Written problem:
Check every line below for the word "React" and copy each one that has it.

Supplied entries:
* * * * * * *
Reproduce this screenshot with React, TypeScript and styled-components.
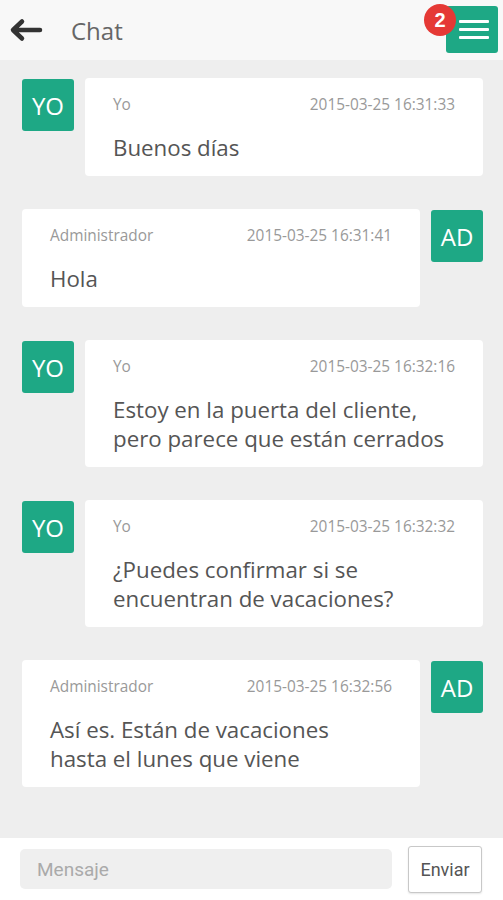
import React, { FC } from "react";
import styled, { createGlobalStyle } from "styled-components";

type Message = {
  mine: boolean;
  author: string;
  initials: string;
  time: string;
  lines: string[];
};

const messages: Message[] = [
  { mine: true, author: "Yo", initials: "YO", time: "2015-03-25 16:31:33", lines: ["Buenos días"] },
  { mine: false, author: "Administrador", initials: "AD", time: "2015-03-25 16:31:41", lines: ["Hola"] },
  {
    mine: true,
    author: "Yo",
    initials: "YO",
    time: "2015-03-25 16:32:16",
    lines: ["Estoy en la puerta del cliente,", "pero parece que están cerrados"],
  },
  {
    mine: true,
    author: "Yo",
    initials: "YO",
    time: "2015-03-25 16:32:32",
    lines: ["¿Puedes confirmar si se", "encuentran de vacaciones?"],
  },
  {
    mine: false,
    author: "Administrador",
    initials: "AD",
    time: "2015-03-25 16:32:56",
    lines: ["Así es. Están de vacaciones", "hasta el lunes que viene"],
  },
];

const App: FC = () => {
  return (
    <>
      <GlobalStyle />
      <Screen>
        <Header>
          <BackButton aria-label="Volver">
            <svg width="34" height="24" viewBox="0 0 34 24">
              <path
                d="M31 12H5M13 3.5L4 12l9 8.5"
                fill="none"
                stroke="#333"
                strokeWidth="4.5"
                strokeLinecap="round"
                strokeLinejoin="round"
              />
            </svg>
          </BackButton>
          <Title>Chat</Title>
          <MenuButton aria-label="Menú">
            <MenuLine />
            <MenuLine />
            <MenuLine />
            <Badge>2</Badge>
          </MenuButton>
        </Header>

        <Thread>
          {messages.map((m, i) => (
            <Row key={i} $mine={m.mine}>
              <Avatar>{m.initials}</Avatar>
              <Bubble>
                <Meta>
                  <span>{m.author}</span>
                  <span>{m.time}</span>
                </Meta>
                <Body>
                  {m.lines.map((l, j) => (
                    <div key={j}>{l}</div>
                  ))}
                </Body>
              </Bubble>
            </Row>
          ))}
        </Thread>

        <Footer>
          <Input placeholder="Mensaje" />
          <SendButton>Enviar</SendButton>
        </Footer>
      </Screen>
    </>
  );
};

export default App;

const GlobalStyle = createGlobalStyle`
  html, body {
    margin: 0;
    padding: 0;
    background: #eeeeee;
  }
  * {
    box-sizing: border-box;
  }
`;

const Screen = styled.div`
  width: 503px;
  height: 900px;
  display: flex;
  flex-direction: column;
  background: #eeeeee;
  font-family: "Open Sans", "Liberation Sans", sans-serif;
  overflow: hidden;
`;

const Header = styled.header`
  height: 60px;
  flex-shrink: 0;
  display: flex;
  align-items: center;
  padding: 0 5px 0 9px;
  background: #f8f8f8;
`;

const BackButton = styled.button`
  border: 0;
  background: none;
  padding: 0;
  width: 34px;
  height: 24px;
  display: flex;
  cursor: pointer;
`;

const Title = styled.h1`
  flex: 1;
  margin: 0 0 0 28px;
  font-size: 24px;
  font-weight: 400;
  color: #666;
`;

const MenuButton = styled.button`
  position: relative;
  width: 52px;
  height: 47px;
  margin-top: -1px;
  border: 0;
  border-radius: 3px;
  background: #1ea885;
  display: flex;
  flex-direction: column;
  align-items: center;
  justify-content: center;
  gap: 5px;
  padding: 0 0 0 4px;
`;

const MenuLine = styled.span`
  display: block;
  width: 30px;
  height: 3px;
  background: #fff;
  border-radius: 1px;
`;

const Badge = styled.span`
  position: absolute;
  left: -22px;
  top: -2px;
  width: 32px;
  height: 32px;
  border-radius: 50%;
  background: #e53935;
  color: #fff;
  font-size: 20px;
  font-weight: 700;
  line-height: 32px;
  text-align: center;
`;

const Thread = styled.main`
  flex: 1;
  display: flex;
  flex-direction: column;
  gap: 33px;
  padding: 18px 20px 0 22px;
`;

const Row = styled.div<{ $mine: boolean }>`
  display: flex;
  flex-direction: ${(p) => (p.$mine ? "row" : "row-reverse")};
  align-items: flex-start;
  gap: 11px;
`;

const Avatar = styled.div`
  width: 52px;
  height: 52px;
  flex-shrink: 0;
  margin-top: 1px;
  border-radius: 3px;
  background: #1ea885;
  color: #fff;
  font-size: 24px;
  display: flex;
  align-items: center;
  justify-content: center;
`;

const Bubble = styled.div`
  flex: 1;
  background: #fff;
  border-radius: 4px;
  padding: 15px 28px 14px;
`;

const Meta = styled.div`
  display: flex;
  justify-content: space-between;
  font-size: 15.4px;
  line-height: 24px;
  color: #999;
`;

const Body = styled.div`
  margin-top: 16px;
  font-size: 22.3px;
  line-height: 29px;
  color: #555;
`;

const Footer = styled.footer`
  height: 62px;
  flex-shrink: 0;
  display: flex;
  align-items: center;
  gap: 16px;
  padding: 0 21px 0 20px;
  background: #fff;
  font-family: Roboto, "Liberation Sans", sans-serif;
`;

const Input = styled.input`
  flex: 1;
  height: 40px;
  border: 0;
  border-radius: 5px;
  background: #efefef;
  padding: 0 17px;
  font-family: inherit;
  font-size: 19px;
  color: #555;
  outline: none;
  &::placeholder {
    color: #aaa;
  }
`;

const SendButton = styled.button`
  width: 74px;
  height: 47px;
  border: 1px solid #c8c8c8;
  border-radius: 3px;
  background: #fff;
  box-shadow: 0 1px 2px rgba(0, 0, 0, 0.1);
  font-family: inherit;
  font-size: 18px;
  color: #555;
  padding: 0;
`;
* * * * * * *
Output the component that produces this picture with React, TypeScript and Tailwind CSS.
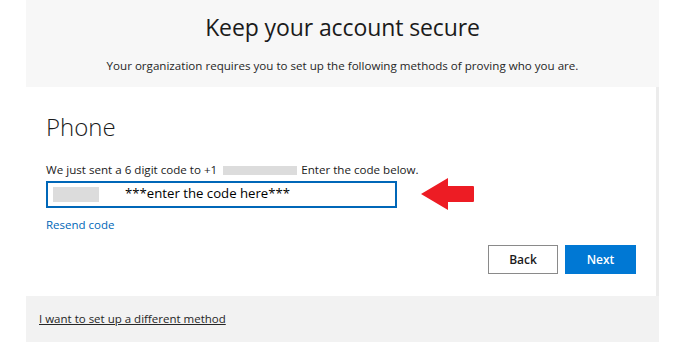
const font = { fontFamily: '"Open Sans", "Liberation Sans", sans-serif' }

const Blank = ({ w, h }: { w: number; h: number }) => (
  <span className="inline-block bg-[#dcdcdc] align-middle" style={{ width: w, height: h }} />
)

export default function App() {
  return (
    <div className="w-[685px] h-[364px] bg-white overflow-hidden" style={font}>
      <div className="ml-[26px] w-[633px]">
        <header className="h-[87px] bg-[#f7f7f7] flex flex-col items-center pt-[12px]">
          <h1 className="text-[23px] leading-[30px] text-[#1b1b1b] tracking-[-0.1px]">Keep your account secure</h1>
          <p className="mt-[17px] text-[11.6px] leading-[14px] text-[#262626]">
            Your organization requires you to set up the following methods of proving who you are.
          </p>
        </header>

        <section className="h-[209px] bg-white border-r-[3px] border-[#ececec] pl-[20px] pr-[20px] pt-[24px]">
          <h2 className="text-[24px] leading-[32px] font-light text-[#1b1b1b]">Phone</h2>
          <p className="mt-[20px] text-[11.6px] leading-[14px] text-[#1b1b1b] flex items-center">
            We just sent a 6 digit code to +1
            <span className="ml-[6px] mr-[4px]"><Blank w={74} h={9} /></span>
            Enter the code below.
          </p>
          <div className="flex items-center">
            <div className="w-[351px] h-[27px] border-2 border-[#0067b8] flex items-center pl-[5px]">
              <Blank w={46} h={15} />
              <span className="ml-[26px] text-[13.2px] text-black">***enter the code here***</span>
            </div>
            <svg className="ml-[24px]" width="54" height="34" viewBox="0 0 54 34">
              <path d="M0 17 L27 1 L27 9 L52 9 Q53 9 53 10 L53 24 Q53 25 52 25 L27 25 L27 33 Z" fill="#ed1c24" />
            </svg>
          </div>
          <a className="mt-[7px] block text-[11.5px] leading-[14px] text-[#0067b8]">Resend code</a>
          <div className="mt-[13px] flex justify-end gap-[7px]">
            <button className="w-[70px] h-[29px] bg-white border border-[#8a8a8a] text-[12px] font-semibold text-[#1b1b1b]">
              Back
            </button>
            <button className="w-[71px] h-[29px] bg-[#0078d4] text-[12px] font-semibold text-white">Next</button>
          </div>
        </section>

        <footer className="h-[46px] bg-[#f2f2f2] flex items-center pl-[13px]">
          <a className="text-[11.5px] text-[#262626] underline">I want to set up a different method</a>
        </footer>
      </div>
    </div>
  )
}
* * * * * * *
Exercise solution:
Reproduce this screenshot with React, TypeScript and styled-components.
import React, { FC } from "react";
Output the component that produces this picture with React, TypeScript and Tailwind CSS.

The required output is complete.